Alle Systeme dieser komplexen Eröffnung ausführlich in einem Buch zu erörten ist praktisch nicht möglich. Deswegen beschränkt sich der Autor in seiner vorliegenden, auf zwei Buchbände angelegten Arbeit auf einen Aufbau in der Königsindischen Verteidigung, der bei den Führern der weißen Steine besonders wegen seiner positionellen Nachhaltigkeit sehr geschätzt wird: Das Fianchetto-System.
Durch die Flankenentwicklung des Läufers nach g2 organisiert Weiß einen dauerhaften Druck gegen die zentralen Punkte e4 und d5 und festigt zugleich, im Falle der kurzen Rochade, die Stellung seines Königs. Das Spiel von Weiß strebt zunächst in Richtung Zentrum und Damenflügel, wendet sich aber oft bei der ersten Gelegenheit dem gegnerischen König auf der anderen Brettseite zu.

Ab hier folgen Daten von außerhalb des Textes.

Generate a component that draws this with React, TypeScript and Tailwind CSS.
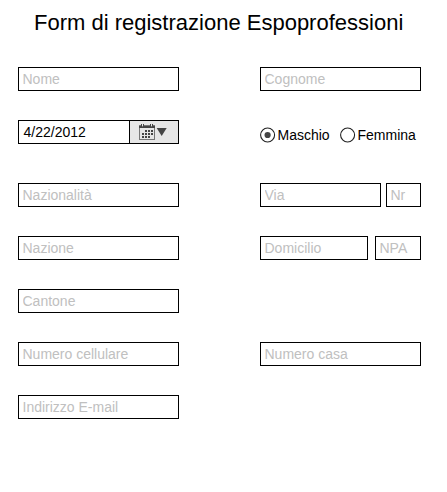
import React from "react";

function Field({ label, className = "w-[161px]" }: { label: string; className?: string }) {
  return (
    <input
      aria-label={label}
      placeholder={label}
      className={`block h-6 border border-black bg-white pl-[3.5px] text-sm placeholder:text-[#c0c0c0] outline-none ${className}`}
    />
  );
}

function DateField() {
  return (
    <div className="flex h-6 w-[161px] border border-black text-sm leading-[22px]">
      <span className="w-[110px] pl-[4.5px]">4/22/2012</span>
      <button type="button" aria-label="Calendario" className="flex flex-1 items-center justify-center border-l border-black bg-[#e6e6e6]">
        <svg width="30" height="18" viewBox="0 0 30 18" fill="#444" shapeRendering="crispEdges">
          <path fill="#777" fillRule="evenodd" d="M0 2h16v15H0zM1 5v11h14V5z" />
          <path d="M0 3h2v1h3V3h6v1h3V3h2v2H0z" />
          <path d="M2 1h1v3H2zM4 1h1v3H4zM11 1h1v3h-1zM13 1h1v3h-1z" />
          <path fill="#e6e6e6" d="M3 2h1v1H3zM12 2h1v1h-1z" />
          <path d="M6 7h2v2H6zM9 7h2v2H9zM12 7h2v2h-2zM3 10h2v2H3zM6 10h2v2H6zM9 10h2v2H9zM12 10h2v2h-2zM3 13h2v2H3zM6 13h2v2H6zM9 13h2v2H9z" />
          <path shapeRendering="auto" d="M17.700 5h10l-5 8z" />
        </svg>
      </button>
    </div>
  );
}

function Choice({ label, checked = false }: { label: string; checked?: boolean }) {
  return (
    <label className="flex items-center gap-[1.5px]">
      <svg width="16" height="16" viewBox="0 0 16 16">
        <circle cx="7.600" cy="8" r="7" fill="white" stroke="#222" strokeWidth="1.1" />
        {checked && <circle cx="7.600" cy="8" r="3.1" fill="#444" />}
      </svg>
      {label}
    </label>
  );
}

export default function App() {
  return (
    <main className="h-[492px] w-[447px] overflow-hidden bg-white pl-[18px] pt-2.5 font-['Liberation_Sans',Arial,sans-serif] text-black">
      <h1 className="ml-4 whitespace-nowrap text-[22px] leading-[26px]">Form di registrazione Espoprofessioni</h1>
      <form className="mt-[31px] grid grid-cols-[161px_161px] gap-x-[81px]">
        <div className="h-[53px]"><Field label="Nome" /></div>
        <Field label="Cognome" />
        <div className="h-[63px]"><DateField /></div>
        <div className="flex h-[30px] items-center gap-[10.4px] text-sm"><Choice label="Maschio" checked /><Choice label="Femmina" /></div>
        <div className="h-[53px]"><Field label="Nazionalità" /></div>
        <div className="flex gap-[5px]"><Field label="Via" className="w-[121px]" /><Field label="Nr" className="w-[35px]" /></div>
        <div className="h-[53px]"><Field label="Nazione" /></div>
        <div className="flex gap-[7px]"><Field label="Domicilio" className="w-[108px]" /><Field label="NPA" className="w-[46px]" /></div>
        <div className="col-span-2 h-[53px]"><Field label="Cantone" /></div>
        <div className="h-[53px]"><Field label="Numero cellulare" /></div>
        <Field label="Numero casa" />
        <Field label="Indirizzo E-mail" />
      </form>
    </main>
  );
}
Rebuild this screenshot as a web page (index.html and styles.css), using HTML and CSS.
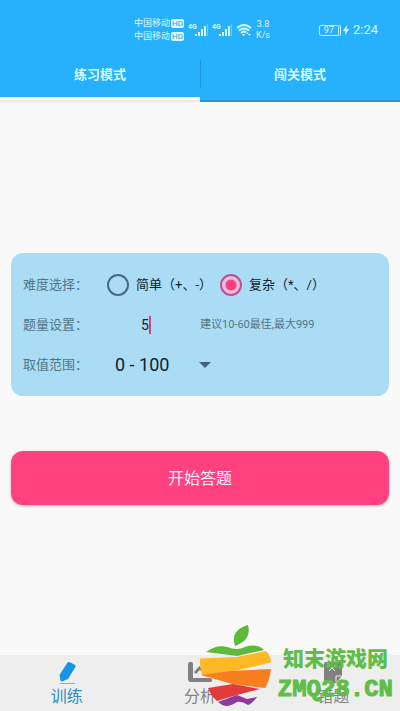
FILE: index.html
```html
<!DOCTYPE html>
<html lang="zh-CN">
<head>
<meta charset="utf-8">
<meta name="viewport" content="width=device-width, initial-scale=1">
<title>练习模式</title>
<link rel="stylesheet" href="styles.css">
</head>
<body>
<header class="top">
  <div class="status">
    <div class="carriers">
      <div class="carrier">中国移动<span class="hd">HD</span></div>
      <div class="carrier">中国移动<span class="hd">HD</span></div>
    </div>
    <svg class="signal" viewBox="0 0 20 14"><text x="0" y="6">4G</text><path d="M7 11h2v2H7zM10 9h2v4h-2zM13 6h2v7h-2zM16 3h2v10h-2z"/><path class="faint" d="M19 1h1v12h-1z"/></svg>
    <svg class="signal" viewBox="0 0 20 14"><text x="0" y="6">4G</text><path d="M7 11h2v2H7zM10 9h2v4h-2zM13 6h2v7h-2zM16 3h2v10h-2z"/><path class="faint" d="M19 1h1v12h-1z"/></svg>
    <svg class="wifi" viewBox="0 0 16 14"><path d="M1 5Q8-1 15 5M3 7.500Q8 3.500 13 7.500M5 10Q8 7.500 10 9.500" /><path class="solid" d="M6 11.500q2-1.500 3 0L7.500 13zM10 11l1.500-2 1 2zM12 11h3l-1.500 2z"/></svg>
    <div class="speed"><span>3.8</span><span>K/s</span></div>
    <div class="power">
      <span class="battery">97</span>
      <svg class="bolt" viewBox="0 0 6 10"><path d="M4 0 0 6h2.500L2 10l4-6H3.500z"/></svg>
      <time class="clock">2:24</time>
    </div>
  </div>
  <nav class="tabs">
    <a class="tab active" href="#practice">练习模式</a>
    <a class="tab" href="#challenge">闯关模式</a>
  </nav>
</header>
<main class="content">
  <form class="form">
    <div class="card">
      <div class="row" role="radiogroup" aria-labelledby="level">
        <span class="label" id="level">难度选择：</span>
        <label class="choice"><input class="radio" type="radio" name="level">简单（+、-）</label>
        <label class="choice"><input class="radio" type="radio" name="level" checked>复杂（*、/）</label>
      </div>
      <div class="row">
        <label class="label" for="count">题量设置：</label>
        <div class="count-box"><input class="count" id="count" type="text" value="5" size="1"><i class="caret"></i></div>
        <span class="hint">建议10-60最佳,最大999</span>
      </div>
      <div class="row">
        <label class="label" for="range">取值范围：</label>
        <div class="select-box">
          <select class="range" id="range"><option>0 - 100</option></select>
          <svg class="arrow" viewBox="0 0 12 6"><path d="M0 0h12L6 6z"/></svg>
        </div>
      </div>
    </div>
    <button class="start" type="button">开始答题</button>
  </form>
</main>
<footer class="bottom">
  <nav class="nav">
    <a class="item current" href="#train"><svg class="icon" viewBox="0 0 24 24"><path d="M12.500 1.500q1-1 2.300-.3l5 2.600q1.200.8.700 2L13 18l-6 2.500q-1 .2-1.500-1L4.500 14z"/><path class="ground" d="M5 22h15v1H5z"/></svg>训练</a>
    <a class="item" href="#stats"><svg class="icon" viewBox="0 0 24 24"><path d="M2 1h1.500Q5 1 5 3v14h17q2 0 2 1.500v1Q24 21 22 21H3q-3 0-3-3V3q0-2 2-2z"/><path class="line" d="M7 12l4.500-5 5 4 5-5v7"/></svg>分析</a>
    <a class="item" href="#wrong"><svg class="icon" viewBox="0 0 24 24"><path d="M5 1h14q2 0 2 2v12l-6 7H5q-2 0-2-2V3q0-2 2-2z"/><path class="cross" d="M8 4l6 6m0-6-6 6M15 21v-6h6"/><path d="M17 22l4-4v2q0 2-2 2z"/></svg>错题</a>
  </nav>
  <div class="mark">
    <svg class="apple" viewBox="0 0 72 82">
      <path fill="#5dba3d" d="M35 21Q30 5 48 0q4 15-13 21z"/>
      <path fill="#5dba3d" d="M6 27Q17 19 27 22q10 4 18 0 12-4 19 3L37 31z"/>
      <path fill="#ffb926" d="M0 33.500 37 32 66 26q5 5 5 11.500L35 46 2 50Q-.5 42 0 33.500z"/>
      <path fill="#f77f20" d="M1 50 30 46 71 44q-1 11-6 19L32 59z"/>
      <path fill="#e13b3c" d="M8 63 33 59 60 64 37 70 17 76Q11 71 8 63z"/>
      <path fill="#8e38a0" d="M18 77 37 70 47 74 57 72q-5 7-9 8-6-4-11-3-6 4-11 4-5-1-8-4z"/>
    </svg>
    <div class="words"><span class="site">知末游戏网</span><span class="domain">ZMQ28.CN</span></div>
  </div>
</footer>
</body>
</html>
```
FILE: styles.css
```css
* { box-sizing: border-box; }
body {
  margin: 0;
  min-height: 100vh;
  display: flex;
  flex-direction: column;
  background: #f9f9f9;
  color: #10222e;
  font: 13px/20px Roboto, "Noto Sans CJK SC", sans-serif;
}
a { color: inherit; text-decoration: none; }
svg { display: block; flex: none; }

.top { background: #27b0fb; color: #d8fafd; }
.status {
  height: 60px;
  padding: 0 22px 0 134px;
  display: flex;
  align-items: center;
  gap: 4px;
}
.carrier { display: flex; align-items: center; gap: 1px; font-size: 9px; line-height: 13px; white-space: nowrap; }
.hd {
  padding: 0 1px;
  border-radius: 2px;
  background: #d8fafd;
  color: #27a0dc;
  font-size: 8px;
  line-height: 9px;
}
.signal { width: 20px; height: 14px; fill: #d8fafd; overflow: visible; }
.signal text { font: bold 7px Roboto, sans-serif; }
.faint { opacity: .4; }
.wifi { width: 16px; height: 14px; fill: none; stroke: #d8fafd; stroke-width: 2; }
.wifi .solid { fill: #d8fafd; stroke: none; }
.speed { display: flex; flex-direction: column; align-items: center; font-size: 9px; line-height: 11px; }
.power { margin-left: auto; display: flex; align-items: center; gap: 4px; }
.battery {
  width: 20px;
  border: 1px solid #b4f0fb;
  border-radius: 2px;
  font-size: 9px;
  line-height: 9px;
  text-align: center;
  box-shadow: 1px 0 #27b0fb, 2px 0 #d8fafd;
}
.bolt { width: 6px; height: 10px; fill: #d8fafd; }
.clock { font-size: 13px; }

.tabs { display: flex; }
.tab {
  position: relative;
  flex: 1;
  height: 42px;
  padding-top: 5px;
  border-bottom: 2px solid #2594cf;
  text-align: center;
  font-weight: bold;
}
.tab.active { border-bottom: 2px solid #f8e6e2; box-shadow: inset 0 -3px #fbffff; }
.tab + .tab::before {
  content: "";
  position: absolute;
  left: 0;
  top: 0;
  width: 1px;
  height: 28px;
  background: #2096dc;
}

.content { flex: 1; display: flex; flex-direction: column; justify-content: center; padding: 0 11px; }
.form { display: flex; flex-direction: column; gap: 55px; }
.card { padding: 12px 12px 11px; border-radius: 12px; background: #abdcf5; }
.row { height: 40px; display: flex; align-items: center; }
.label { width: 84px; flex: none; color: #527587; }
.choice { width: 113px; display: flex; align-items: center; gap: 7px; white-space: nowrap; }
.radio {
  appearance: none;
  flex: none;
  width: 22px;
  height: 22px;
  margin: 0;
  border: 2px solid #466b80;
  border-radius: 50%;
}
.radio:checked {
  border-color: #c44d91;
  background: radial-gradient(circle, #ff3f7e 5px, #dfc2df 6px);
}
.count-box { width: 93px; display: flex; align-items: center; padding-left: 34px; }
.count {
  width: 8px;
  padding: 0;
  border: 0;
  background: none;
  color: inherit;
  font: 14px/20px Roboto, sans-serif;
}
.caret { width: 2px; height: 18px; background: #d5407f; }
.hint { color: #527587; font-size: 11px; white-space: nowrap; }
.select-box { display: flex; align-items: center; gap: 29px; padding-left: 8px; }
.range {
  appearance: none;
  padding: 0;
  border: 0;
  background: none;
  color: inherit;
  font: 18px/24px Roboto, sans-serif;
}
.arrow { width: 12px; height: 6px; fill: #41667a; }
.start {
  height: 54px;
  padding: 2px 0 0;
  border: 0;
  border-radius: 12px;
  background: #ff4180;
  color: #fff2fa;
  font: 16px/24px Roboto, "Noto Sans CJK SC", sans-serif;
  box-shadow: 0 1px 3px #0004;
}

.bottom { position: relative; }
.nav { display: flex; height: 56px; background: #eee; }
.item {
  flex: 1;
  display: flex;
  flex-direction: column;
  align-items: center;
  gap: 2px;
  padding-top: 6px;
  color: #858585;
  font-size: 16px;
  line-height: 20px;
}
.item.current { color: #2b8fc5; }
.icon { width: 24px; height: 24px; fill: #808080; }
.current .icon { fill: #1993e4; }
.icon .ground { fill: #a5a5a5; }
.icon .line { fill: none; stroke: #808080; stroke-width: 3; }
.icon .cross { fill: none; stroke: #eee; stroke-width: 1; }

.mark {
  position: absolute;
  right: 7px;
  bottom: 4px;
  display: flex;
  gap: 6px;
  align-items: flex-end;
  pointer-events: none;
}
.apple { width: 72px; height: 82px; }
.words { display: flex; flex-direction: column; align-items: center; color: #5fbd49; }
.site { font: 900 21px/32px "Noto Sans CJK SC", sans-serif; }
.domain { font: bold 24px/34px "Liberation Mono", monospace; -webkit-text-stroke: 1px #5fbd49; }
```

Das Fianchetto-System verspricht dem Anziehenden viele gute Chancen auf der Basis einer gesunden Strategie. Letzteres beweisen anschaulich zwei der weltbesten Spieler, Garri Kasparow und Anatoli Karpow, die es neben einer Reihe weiterer starker Großmeister regelmäßig anwenden. Schwarz muß allerdings nicht verzagen. Ist er mit den Finessen des Systems vertraut, so stehen ihm viele Verteidigungspläne zu Gebote, die ihm ausreichende Gegenchancen garantieren.
Dieser erste Band ist der Analyse der komplizierten Jugoslawischen Variante gewidmet. Die restlichen Abspiele nach g2-g3, bei denen Schwarz auf die natürliche Entwicklung seines Damenspringers nach c6 verzichtet, werden in Band 2 vorgestellt. Dessen Erscheinen ist für das Folgejahr geplant.
Doch zunächst wünscht der Verfasser allen Lesern viel Freude beim Studium der anschließenden Seiten und daß er reichlichen praktischen Nutzen hieraus ziehen möge.